What are Multilateral Development Banks (MDBs)?
- MDBs are international institutions consisting of multiple developed and developing countries.
- Role:
- Facilitate developmental objectives.
- Offer financial and technical assistance across sectors like transport, energy, and urban infrastructure.
- Major contributions to the lending pool from developed nations, while developing nations largely borrow for developmental projects.
The need for reform within MDBs
- Addressing the Climate Crisis: The expert group cites global challenges such as the climate crisis. There’s knowledge of mitigation measures but a lack of global mechanisms, particularly in emerging markets and developing economies (EMDEs).
- In Sync with National Priorities: MDBs should resonate with individual nations’ developmental priorities.
- Engaging the Private Sector: The call is to integrate the private sector more closely into MDB operations. Breaking past limited interactions between private and sovereign financing will be key.
- Coordinated Effort: Greater synchrony among stakeholders is essential for MDB success. The expert group seeks more involvement from national governments to create a unified vision encompassing goals, policies, investments, and financing.
- Changing MDB Perceptions: Currently, MDBs’ bureaucratic and risk-averse nature might deter private sector engagement.
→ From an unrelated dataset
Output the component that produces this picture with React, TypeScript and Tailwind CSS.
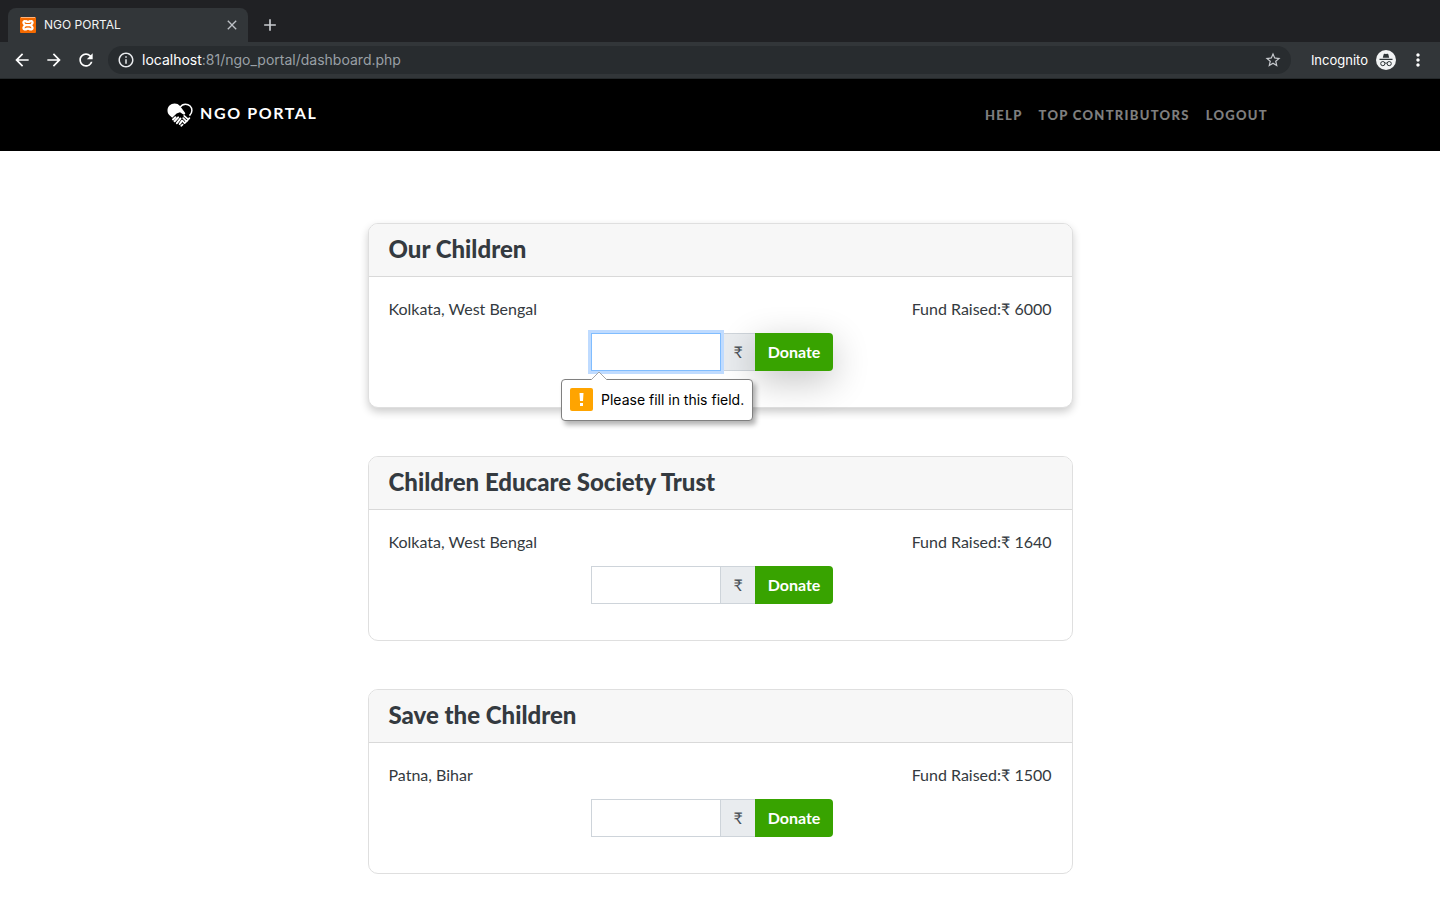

Given the MDBs’ goal to enhance financing to $390 billion by 2030, the private sector’s involvement is crucial.
MDBs and Their Traditional Role in India
- World Bank: Established in 1944, the World Bank’s commitment in India totals $97.6 billion. It has supported sectors including public administration (19%), agriculture (15%), and transport (11%).
- Asian Development Bank (ADB): ADB, set up in 1969, has pledged assistance worth $59.7 billion in India. Notably, $20.2 billion (34%) has been for transport, $15 billion (25%) for energy, and $6.7 billion (10%) for urban infrastructure.
- Asian Infrastructure Investment Bank (AIIB): Founded in 2016, AIIB has approved $9.9 billion for India. Transport (42%), energy (14%), and economic resilience (12.6%) are key sectors.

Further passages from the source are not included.